Eure vorrangige Sorge sei daher, euren Mitschwestern zu helfen, in erster Linie Christus zu suchen und sich großherzig in den Dienst des Evangeliums zu stellen. Werdet nicht müde, der menschlichen, kulturellen und geistlichen Bildung der euch anvertrauten Personen alle Sorgfalt zu widmen, damit sie in der Lage seien, auf die heutigen kulturellen und sozialen Herausforderungen zu antworten. Seid die ersten, die mit gutem Beispiel vorangehen und Bequemlichkeiten, Annehmlichkeiten und Vorteile meiden, um eure Sendung zu erfüllen. Teilt die Reichtümer eurer Charismen mit denjenigen, die sich für die einzige Sendung der Kirche einsetzen: den Aufbau des Reiches. Stellt zu diesem Zweck eine ausgeglichene und herzliche Zusammenarbeit her mit den Priestern, mit den Laien und besonders mit den Familien, um den Leiden und Nöten sowie der materiellen und besonders der geistlichen Armut vieler unserer Zeitgenossen entgegenzukommen. Pflegt darüber hinaus die aufrichtige Gemeinschaft und die offene Zusammenarbeit mit den Bischöfen, den Hauptverantwortlichen für die Evangelisierung in den Teilkirchen.

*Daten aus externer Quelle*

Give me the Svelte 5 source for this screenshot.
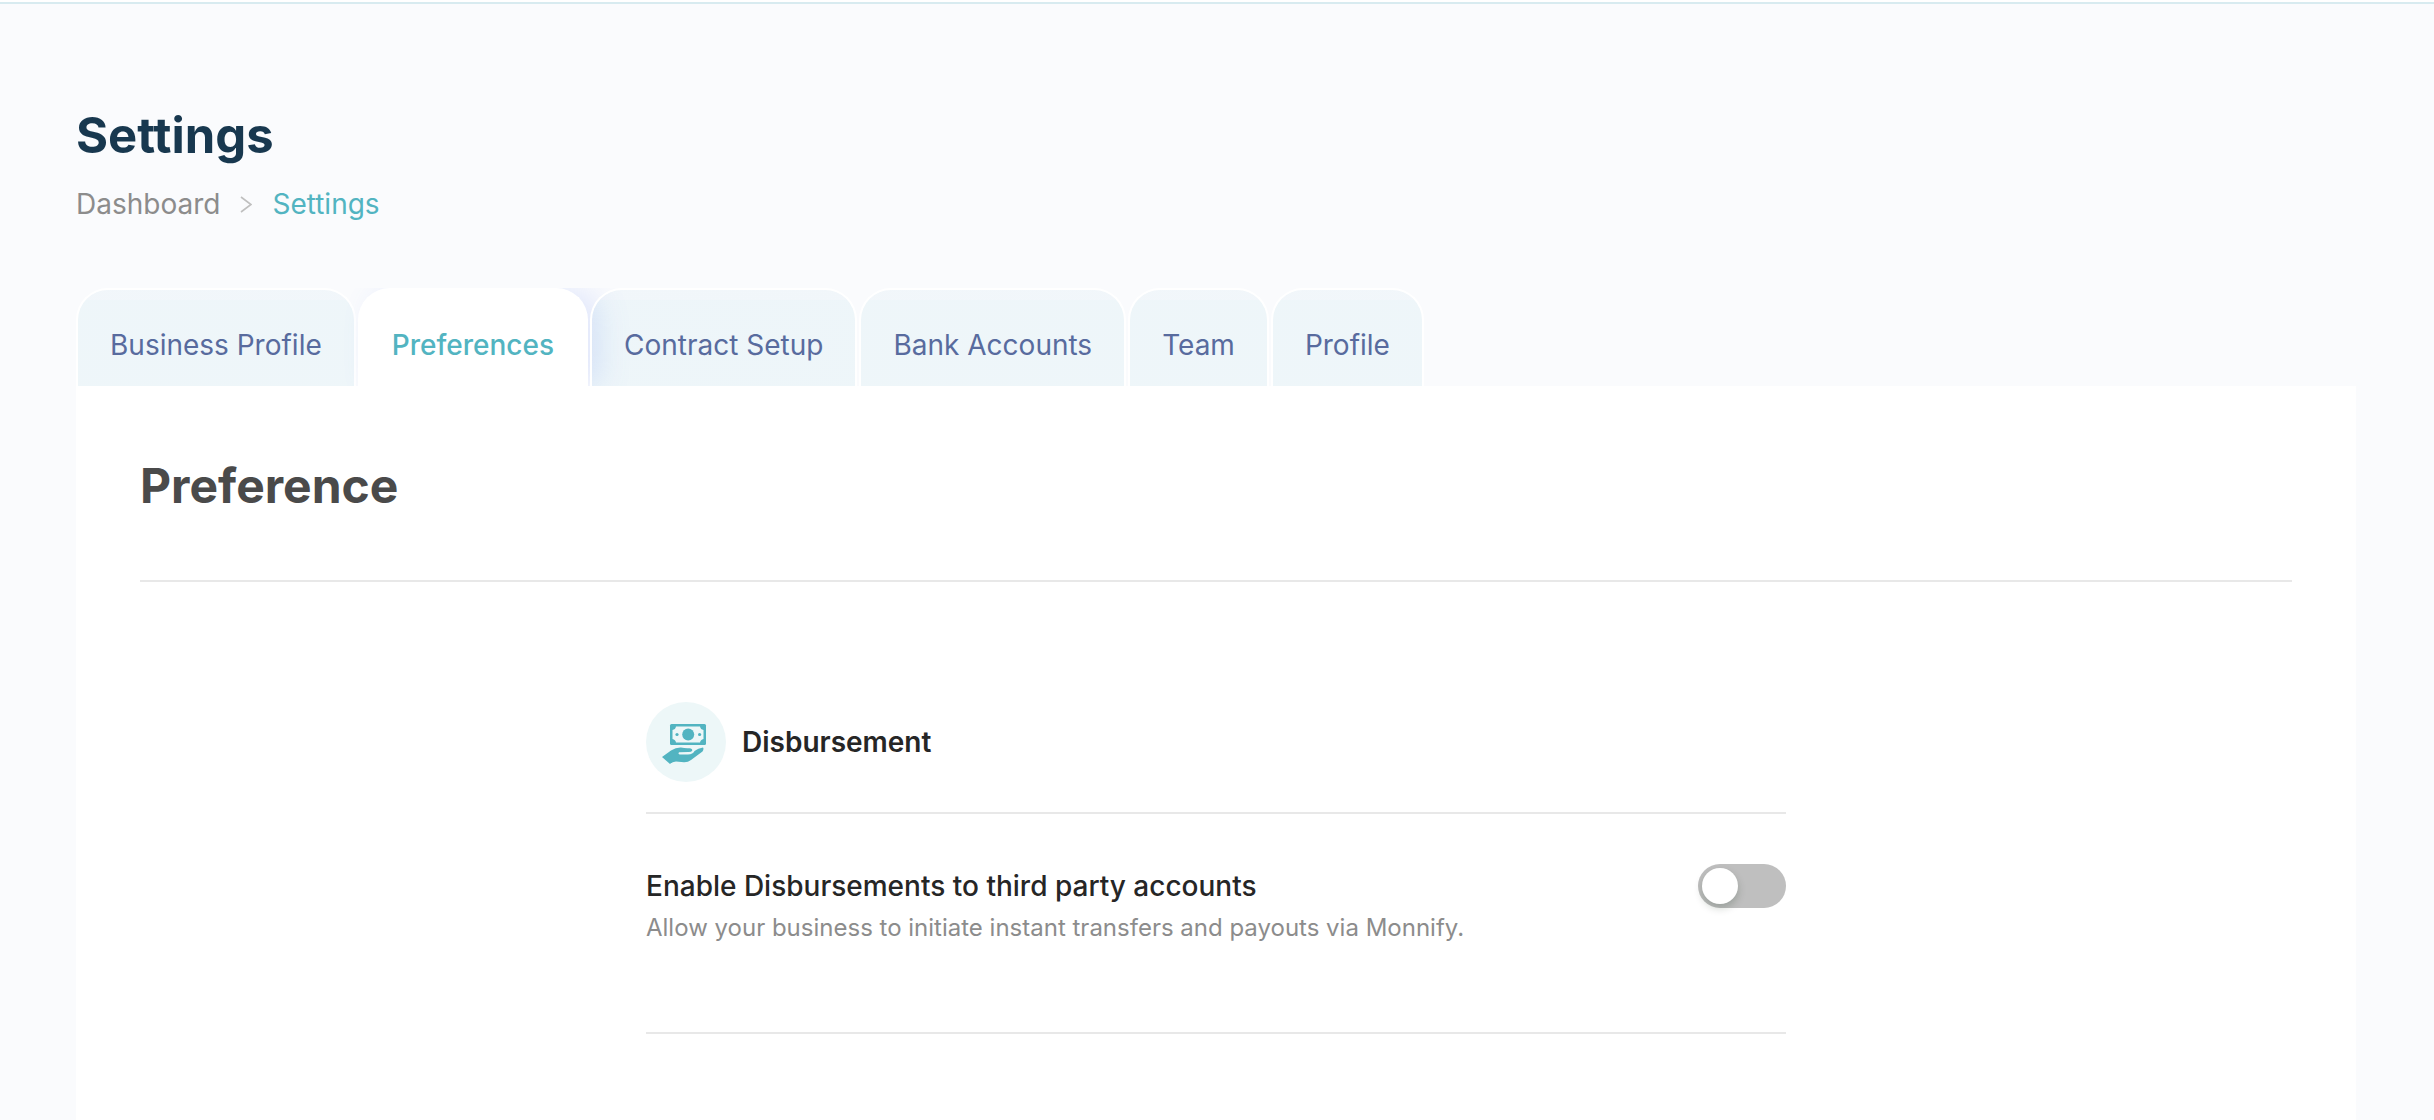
<script>
	let tabs = ['Business Profile', 'Preferences', 'Contract Setup', 'Bank Accounts', 'Team', 'Profile'];
	let active = 'Preferences';
	let disbursement = false;
</script>

<style>
	:global(body) {
		margin: 0;
		background: #fafbfd;
		font-family: Inter, 'Liberation Sans', sans-serif;
	}

	* {
		box-sizing: border-box;
	}

	h1, h2, h3, p {
		margin: 0;
	}

	.page {
		display: flex;
		flex-direction: column;
		min-height: 100vh;
	}

	.topbar {
		height: 4px;
		background: #ffffff;
		border-bottom: 2px solid #d8ebf0;
	}

	.content {
		flex: 1;
		display: flex;
		flex-direction: column;
		padding: 100px 78px 0 76px;
	}

	h1 {
		font-size: 49px;
		line-height: 64px;
		font-weight: 700;
		color: #18384f;
	}

	.breadcrumb {
		display: flex;
		align-items: center;
		gap: 20px;
		margin-top: 16px;
		font-size: 28px;
		line-height: 40px;
		color: #8c8c8c;
	}

	.breadcrumb a {
		color: inherit;
		text-decoration: none;
	}

	.breadcrumb a.current {
		color: #52b4c1;
	}

	.breadcrumb svg {
		display: block;
		width: 12px;
		height: 18px;
	}

	.tabs {
		display: flex;
		gap: 2px;
		margin-top: 64px;
		overflow: hidden;
	}

	.tabs > button {
		position: relative;
		height: 98px;
		padding: 14px 32px 0;
		border: 2px solid #ffffff;
		border-bottom: none;
		border-radius: 32px 32px 0 0;
		background: linear-gradient(rgba(82, 160, 200, 0.05) 10px, rgba(82, 180, 200, 0.07) 10px);
		color: #586b9e;
		font-family: inherit;
		font-size: 28px;
		line-height: 40px;
		cursor: pointer;
	}

	.tabs > button.active {
		background: #ffffff;
		color: #52b4c1;
		font-weight: 500;
		box-shadow: 14px 0 30px rgba(100, 130, 240, 0.16);
	}

	.panel {
		flex: 1;
		padding: 68px 64px 0;
		background: #ffffff;
	}

	h2 {
		padding-bottom: 62px;
		border-bottom: 2px solid #e8e8e8;
		font-size: 48px;
		line-height: 64px;
		font-weight: 700;
		color: #4a4a4a;
	}

	.section {
		max-width: 1140px;
		margin: 120px auto 0;
	}

	.section-title {
		display: flex;
		align-items: center;
		gap: 16px;
		padding-bottom: 30px;
		border-bottom: 2px solid #e8e8e8;
	}

	.section-title svg {
		display: block;
		width: 80px;
		height: 80px;
	}

	h3 {
		font-size: 28px;
		line-height: 40px;
		font-weight: 600;
		color: #262626;
	}

	.setting {
		display: flex;
		justify-content: space-between;
		align-items: flex-start;
		padding: 50px 0 84px;
		border-bottom: 2px solid #e8e8e8;
	}

	.setting label {
		display: block;
		font-size: 28px;
		line-height: 44px;
		font-weight: 500;
		color: #262626;
	}

	.setting p {
		font-size: 24px;
		line-height: 40px;
		color: #8c8c8c;
	}

	.switch {
		appearance: none;
		display: flex;
		flex: none;
		width: 88px;
		height: 44px;
		margin: 0;
		padding: 4px;
		border-radius: 22px;
		background: #bfbfbf;
		cursor: pointer;
	}

	.switch::before {
		content: '';
		width: 36px;
		height: 36px;
		border-radius: 50%;
		background: #ffffff;
		box-shadow: 0 4px 8px rgba(0, 35, 11, 0.2);
	}

	.switch:checked {
		justify-content: flex-end;
		background: #52b4c1;
	}
</style>

<div class="page">
	<header class="topbar"></header>

	<main class="content">
		<h1>Settings</h1>
		<nav class="breadcrumb">
			<a href="#dashboard">Dashboard</a>
			<svg viewBox="0 0 12 18" fill="none" stroke="#bfbfbf" stroke-width="1.6" aria-hidden="true">
				<path d="M1 2 L11 9.500 L1 17" />
			</svg>
			<a class="current" href="#settings">Settings</a>
		</nav>

		<div class="tabs">
			{#each tabs as tab}
				<button class:active={active === tab} on:click={() => active = tab}>{tab}</button>
			{/each}
		</div>

		<div class="panel">
			<h2>Preference</h2>

			<div class="section">
				<div class="section-title">
					<svg viewBox="0 0 80 80" aria-hidden="true">
						<circle cx="40" cy="40" r="40" fill="#edf7f8" />
						<rect x="24" y="22" width="36" height="21" rx="1.500" fill="#52b4c1" />
						<path d="M30 24.500 H54 Q54.500 27.500 57.500 28 V37 Q54.500 37.500 54 40.500 H30 Q29.500 37.500 26.500 37 V28 Q29.500 27.500 30 24.500 Z" fill="#edf7f8" />
						<circle cx="42.200" cy="32.500" r="6" fill="#52b4c1" />
						<circle cx="31" cy="32.500" r="1.600" fill="#52b4c1" />
						<circle cx="53.600" cy="32.500" r="1.600" fill="#52b4c1" />
						<path d="M16 55 L25 48.500 Q30 45.300 35 45.500 Q39 46.500 43.500 46.200 Q46.500 46.700 46.300 48.500 Q45.500 50.200 42 50 L33 50.200 Q31.500 51.500 33.500 52.500 H42 Q47 52.300 48.500 49 Q52 46 57 45.500 Q58.200 46.500 56.500 49.500 L45 58 Q42 60.300 38 60.200 L30 59.500 Q26.500 59.500 24 62 Z" fill="#52b4c1" />
					</svg>
					<h3>Disbursement</h3>
				</div>

				<div class="setting">
					<div>
						<label for="disbursement">Enable Disbursements to third party accounts</label>
						<p>Allow your business to initiate instant transfers and payouts via Monnify.</p>
					</div>
					<input id="disbursement" class="switch" type="checkbox" role="switch" bind:checked={disbursement} />
				</div>
			</div>
		</div>
	</main>
</div>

Liebe Schwestern, diese eure Generalversammlung findet in der Osterzeit statt, in der die Liturgie uns einlädt, mit unablässiger Freude zu verkünden: »Dies ist der Tag, den der Herr gemacht hat; wir wollen jubeln und uns an ihm freuen«. Die Freude und der Friede des Osterfestes mögen euch begleiten und stets in euch sein, in jeder eurer Gemeinschaften. Macht euch bei jeder Gelegenheit zu Boten dieser österlichen Freude, wie die Frauen, die, als sie zum Grab gingen, es leer vorfanden und denen die Begegnung mit dem auferstandenen Herrn geschenkt wurde. Freudig liefen sie dann zu den Aposteln, um es ihnen zu verkünden. Maria, Königin der Jungfrauen, und eure heiligen und seligen Gründer und Gründerinnen mögen über euch und eure jeweiligen Ordensfamilien wachen. Indem ich euch ihrer Fürsprache anvertraue, versichere ich euch von Herzen eines Gedenkens im Gebet und erteile gerne allen einen besonderen Apostolischen Segen.